Tasmania is full of bad news for Mr Rudd - with expectations low on retaining Bass and Braddon, the possibility of losing Lyons if ReachTEL polling is correct and with a long shot chance to unseat popular independent Andrew Wilkie in Denison.
Mr Rudd arrived 90 minutes late, missing the bright spot of weather and arriving in the middle of a rainstorm, which blew out umbrellas and haircuts without discrimination.
Welcome to life following Kevin 747 on the campaign trail.
Mr Rudd came prepared with a funding announcement: $5m will be spent, if re-elected, towards ``fast-tracking'' plans to redevelop the Hobart Showground into a ``modern, flexible community activities centre''.
The Showground, 190-years-old, is in desperate need of a do-over, with two junior soccer matches inside the track providing the only sign of life in the aged facility.
And in an economy starved of employment opportunities, it promises to provide 140 jobs for Hobart's northern suburbs.
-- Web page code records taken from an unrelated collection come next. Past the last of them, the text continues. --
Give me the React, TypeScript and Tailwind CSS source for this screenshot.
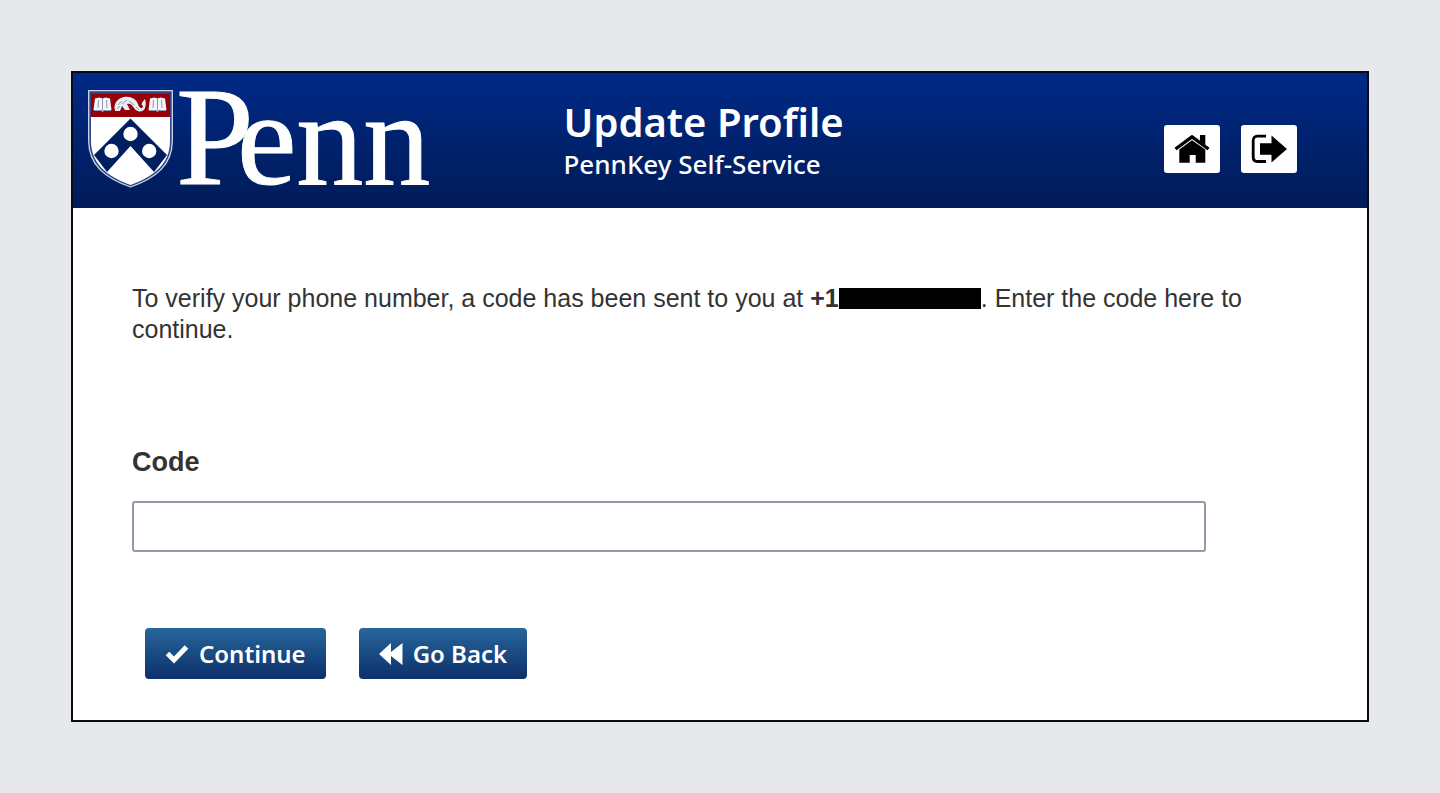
import React from "react";

function PennLogo() {
  return (
    <svg viewBox="0 0 346 98" className="h-[98px] w-[346px] overflow-visible" role="img" aria-label="Penn">
      <defs>
        <clipPath id="shield">
          <path d="M3 3H82V50C82 72 67 85 42.500 94C18 85 3 72 3 50Z" />
        </clipPath>
        <g id="book">
          <path d="M1 2.500L5.500 1.500L8.500 2.500L11.500 1.500L16 2.500L17.500 14H10.500L8.500 15L6.500 14H-.5Z" fill="#f3f5fa" />
          <path d="M8.500 2.500V14M4.500 4L4 12M12.500 4L13 12M0 14.500H6.500L8.500 15.500L10.500 14.500H17" fill="none" stroke="#8d98b8" strokeWidth="1" />
        </g>
      </defs>
      <path d="M.7 -.3H84.300V50C84.300 74 68 87 42.500 96C17 87 .7 74 .7 50Z" fill="#2d4584" stroke="#d0d7ea" strokeWidth="1.300" />
      <g clipPath="url(#shield)">
        <rect x="2" y="1" width="82" height="96" fill="#fff" />
        <rect x="2" y="1" width="82" height="25" fill="#950009" />
        <path d="M42.500 27.500L79 64L66 81L42.500 55L19 81L6 64Z" fill="#001f60" />
        <circle cx="42.500" cy="43" r="7.200" fill="#fff" />
        <circle cx="23.500" cy="60" r="7.200" fill="#fff" />
        <circle cx="61.200" cy="60" r="7.200" fill="#fff" />
      </g>
      <use href="#book" x="6" y="5" />
      <use href="#book" x="61" y="5" />
      <path d="M27 19C25 14 29 7 36 6C43 5 48 8 50 13C51 17 54 19 55 15C53 14 53 12 57 8C58 11 58 14 57 17C56 21 49 22 46 17C44 13 41 12 39 13L42 19H37L34 15L32 20H27Z" fill="#e9edf5" />
      <path d="M30 14L34 10M34 13L39 9M41 10L46 14M29 18L32 15M48 16L51 19" fill="none" stroke="#8d98b8" strokeWidth="1" />
      <text x="88" y="93" fontSize="140" fill="#fff" stroke="#fff" strokeWidth="1" fontFamily="'Liberation Serif', serif">
        P<tspan dx="-17" fontSize="134">enn</tspan>
      </text>
    </svg>
  );
}

function HomeIcon() {
  return (
    <svg viewBox="0 0 36 30" className="h-[30px] w-9" aria-hidden="true">
      <path d="M1.500 15L18 2.800L34.500 15" fill="none" stroke="#000" strokeWidth="3.400" />
      <path d="M26 1H31.300V11L26 7Z" />
      <path d="M5.300 15.500L18 6.200L31.300 15.500V28.700H21.700V21H15.700V28.700H5.300Z" />
    </svg>
  );
}

function SignOutIcon() {
  return (
    <svg viewBox="0 0 36 30" className="h-[30px] w-9" aria-hidden="true">
      <path d="M15 2.200H6.500Q2.200 2.200 2.200 7V23Q2.200 27.500 6.500 27.500H15" fill="none" stroke="#000" strokeWidth="2.800" />
      <path d="M9 9.300H20.500V1.500L36 15L20.500 28.500V20.700H9Z" />
    </svg>
  );
}

function CheckIcon() {
  return (
    <svg viewBox="0 0 24 20" className="h-5 w-6" aria-hidden="true">
      <path d="M2.500 9.500L9 16L21.500 3" fill="none" stroke="#fff" strokeWidth="5" />
    </svg>
  );
}

function BackIcon() {
  return (
    <svg viewBox="0 0 24 22" className="h-[22px] w-6" fill="#fff" aria-hidden="true">
      <path d="M0 11L12 0V9L23.500 0V22L12 13V22Z" />
    </svg>
  );
}

const actionClass =
  "flex h-[51px] items-center gap-2.5 rounded-[4px] bg-linear-to-b from-[#28669b] to-[#0e306b] px-5 font-['Noto_Sans',sans-serif] text-[24px] font-semibold text-white";

export default function App() {
  return (
    <div className="min-h-screen bg-[#e7e8ec] p-[71px] font-['Liberation_Sans',sans-serif] text-[#333]">
      <main className="border-2 border-[#080c16] bg-white">
        <header className="flex items-center bg-linear-to-b from-[#002a87] to-[#001b58] pt-[18px] pr-[70px] pb-[19px] pl-[15px]">
          <div className="w-[39%] shrink-0">
            <PennLogo />
          </div>
          <div className="grow pl-1 font-['Noto_Sans',sans-serif] text-white">
            <h1 className="text-[40px] leading-[48px] font-semibold">Update Profile</h1>
            <p className="text-[26px] leading-9 font-medium">PennKey Self-Service</p>
          </div>
          <nav className="flex gap-[21px] pt-[18px]" aria-label="Account">
            <a href="#home" aria-label="Home" className="flex h-12 w-14 items-center justify-center rounded-[3px] bg-white">
              <HomeIcon />
            </a>
            <a href="#logout" aria-label="Log out" className="flex h-12 w-14 items-center justify-center rounded-[3px] bg-white">
              <SignOutIcon />
            </a>
          </nav>
        </header>
        <form className="px-[59px] pt-[75px] pb-[41px]" onSubmit={(e) => e.preventDefault()}>
          <p className="text-[25px] leading-[31px]">
            To verify your phone number, a code has been sent to you at <b>+1</b>
            <span className="inline-block h-[21px] w-[142px] bg-black align-[-2px]" />. Enter the code here to continue.
          </p>
          <label htmlFor="code" className="mt-[101px] block text-[27px] leading-8 font-bold">
            Code
          </label>
          <div className="pt-[23px] pr-[102px]">
            <input id="code" type="text" className="block h-[51px] w-full rounded-[3px] border-2 border-[#9a98a8] bg-white px-3 text-[25px]" />
          </div>
          <div className="mt-[76px] flex gap-[33px] pl-[13px]">
            <button type="submit" className={actionClass}>
              <CheckIcon />
              Continue
            </button>
            <button type="button" className={actionClass}>
              <BackIcon />
              Go Back
            </button>
          </div>
        </form>
      </main>
    </div>
  );
}
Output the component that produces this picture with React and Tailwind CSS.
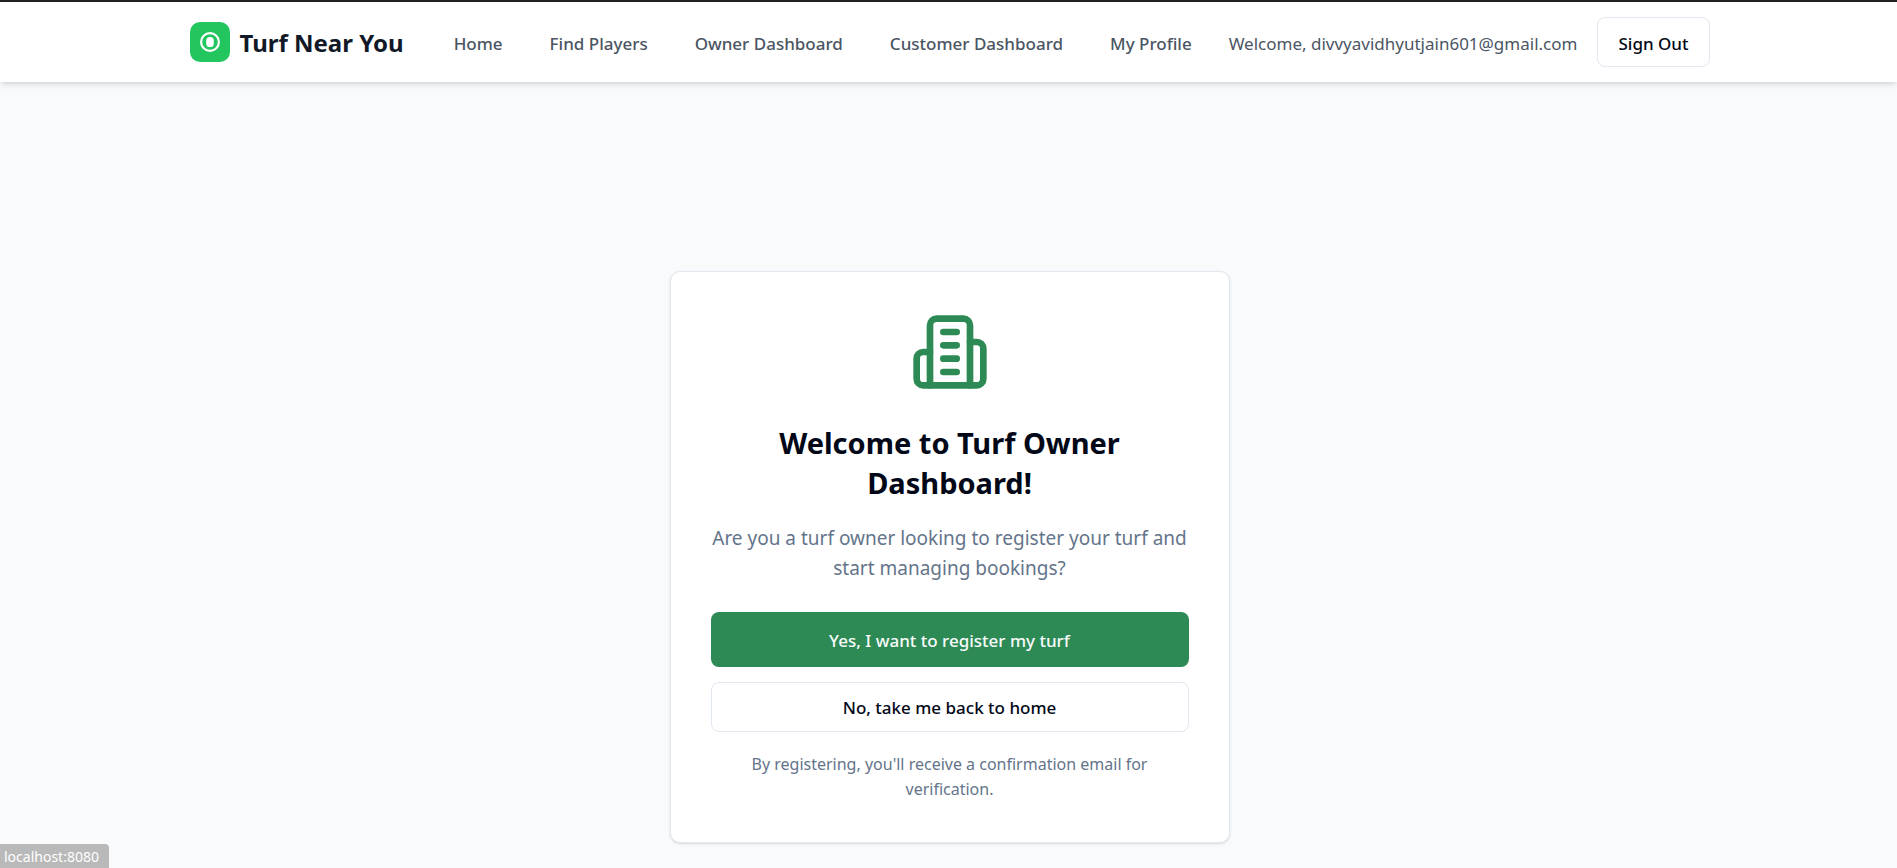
import React from "react";

const links = ["Home", "Find Players", "Owner Dashboard", "Customer Dashboard", "My Profile"];

function Logo() {
  return (
    <a href="#home" className="flex items-center gap-[10px]">
      <span className="flex size-10 items-center justify-center rounded-[10px] bg-[#22c55e]">
        <svg viewBox="0 0 20 20" className="size-5" aria-hidden="true">
          <circle cx="10" cy="10" r="8.9" fill="none" stroke="white" strokeWidth="2.2" />
          <rect x="6.2" y="5" width="7.6" height="10" rx="3.6" fill="white" />
        </svg>
      </span>
      <span className="pt-[2px] text-2xl font-bold whitespace-nowrap text-[#111827]">Turf Near You</span>
    </a>
  );
}

function BuildingIcon() {
  return (
    <svg
      viewBox="0 0 24 24"
      fill="none"
      stroke="currentColor"
      strokeWidth="2"
      strokeLinecap="round"
      strokeLinejoin="round"
      className="mx-auto size-20 text-[#2d8a54]"
      aria-hidden="true"
    >
      <path d="M6 22V4a2 2 0 0 1 2-2h8a2 2 0 0 1 2 2v18Z" />
      <path d="M6 12H4a2 2 0 0 0-2 2v6a2 2 0 0 0 2 2h2" />
      <path d="M18 9h2a2 2 0 0 1 2 2v9a2 2 0 0 1-2 2h-2" />
      <path d="M10 6h4" />
      <path d="M10 10h4" />
      <path d="M10 14h4" />
      <path d="M10 18h4" />
    </svg>
  );
}

export default function App() {
  return (
    <div className="flex min-h-screen flex-col bg-[#f9fafb] font-['Noto_Sans','Open_Sans',sans-serif] text-[#020817]">
      <header className="border-t-2 border-[#242122] bg-white shadow-md">
        <div className="mx-auto flex h-20 max-w-[1600px] items-center pr-[39px] pl-[41px]">
          <Logo />
          <nav className="ml-[50px] flex items-center gap-[47px] pt-[3px] text-[17px] font-medium text-[#4b5563]">
            {links.map((label) => (
              <a key={label} href="#" className="whitespace-nowrap">
                {label}
              </a>
            ))}
          </nav>
          <div className="ml-auto flex items-center gap-5 text-[17px]">
            <span className="pt-[3px] text-[#4b5563]">Welcome, divvyavidhyutjain601@gmail.com</span>
            <button className="h-[50px] rounded-lg border border-[#e2e8f0] bg-white px-5 pt-[3px] font-medium whitespace-nowrap">
              Sign Out
            </button>
          </div>
        </div>
      </header>

      <main className="flex flex-1 items-start justify-center pt-[189px] pr-5 pb-6 pl-[22px]">
        <section className="w-full max-w-[560px] rounded-[10px] border border-[#e2e8f0] bg-white p-10 text-center shadow-sm">
          <BuildingIcon />
          <h1 className="mt-[31px] text-[29px] leading-10 font-bold">Welcome to Turf Owner Dashboard!</h1>
          <p className="mt-5 text-[19px] leading-[30px] text-[#64748b]">
            Are you a turf owner looking to register your turf and start managing bookings?
          </p>
          <div className="mt-[29px] flex flex-col gap-[15px] text-[17px] font-medium">
            <button className="h-[55px] rounded-lg bg-[#2d8a54] pt-[2px] text-[#f8fafc]">Yes, I want to register my turf</button>
            <button className="h-[50px] rounded-lg border border-[#e2e8f0] bg-white pt-[2px]">No, take me back to home</button>
          </div>
          <p className="mt-5 text-base leading-[25px] text-[#64748b]">
            By registering, you'll receive a confirmation email for verification.
          </p>
        </section>
      </main>

      <div className="fixed bottom-0 left-0 h-6 rounded-tr-[4px] bg-[#b9b9b9] pr-[10px] pl-1 text-sm leading-[26px] text-white">
        localhost:8080
      </div>
    </div>
  );
}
Mr Rudd stopped to take questions of the day from the travelling Canberra gallery journos: his GST scare campaign, Warren Mundine's role on Liberal indigenous policy, the latest polls, unflattering descriptions of two Labor candidates.
However, on Tasmanian matters, he was on unsteady ground, deflecting answers on his $100 million ``Jobs and Growth Plan'' which has been tied to the forest peace deal regional economic diversification funding.
Asked why the $100m funding was dependant on the forestry deal, Mr Rudd instead discussed funding to the Royal Hobart Hospital, the Tasmanian University, the road and rail infrastructure, schools funding.
``We have a strong record of achievement, not just a bit of an abstract plan for the future,'' Mr Rudd said.
And while Liberal Leader Tony Abbott was lampooned for not knowing his candidate in Denison (that's Tanya Denison), Mr Rudd's knowledge of Labor candidate Jane Austin didn't extend far beyond her name.
When asked about Ms Austin's chances in Denison, Mr Rudd declined to criticise Mr Wilkie and then looked down and read from prepared notes of Ms Austin's background.
Seeing as Mr Rudd had previously had Denison on a target seats list, if he had the sense and sensibility to remember even a line about Ms Austin it would have done more to convince journalists that the leader was taking the seat seriously.
A full 30 minutes of questions and Mr Rudd had to zip - not up the Midland Highway but back to Hobart Airport to make his Launceston press date.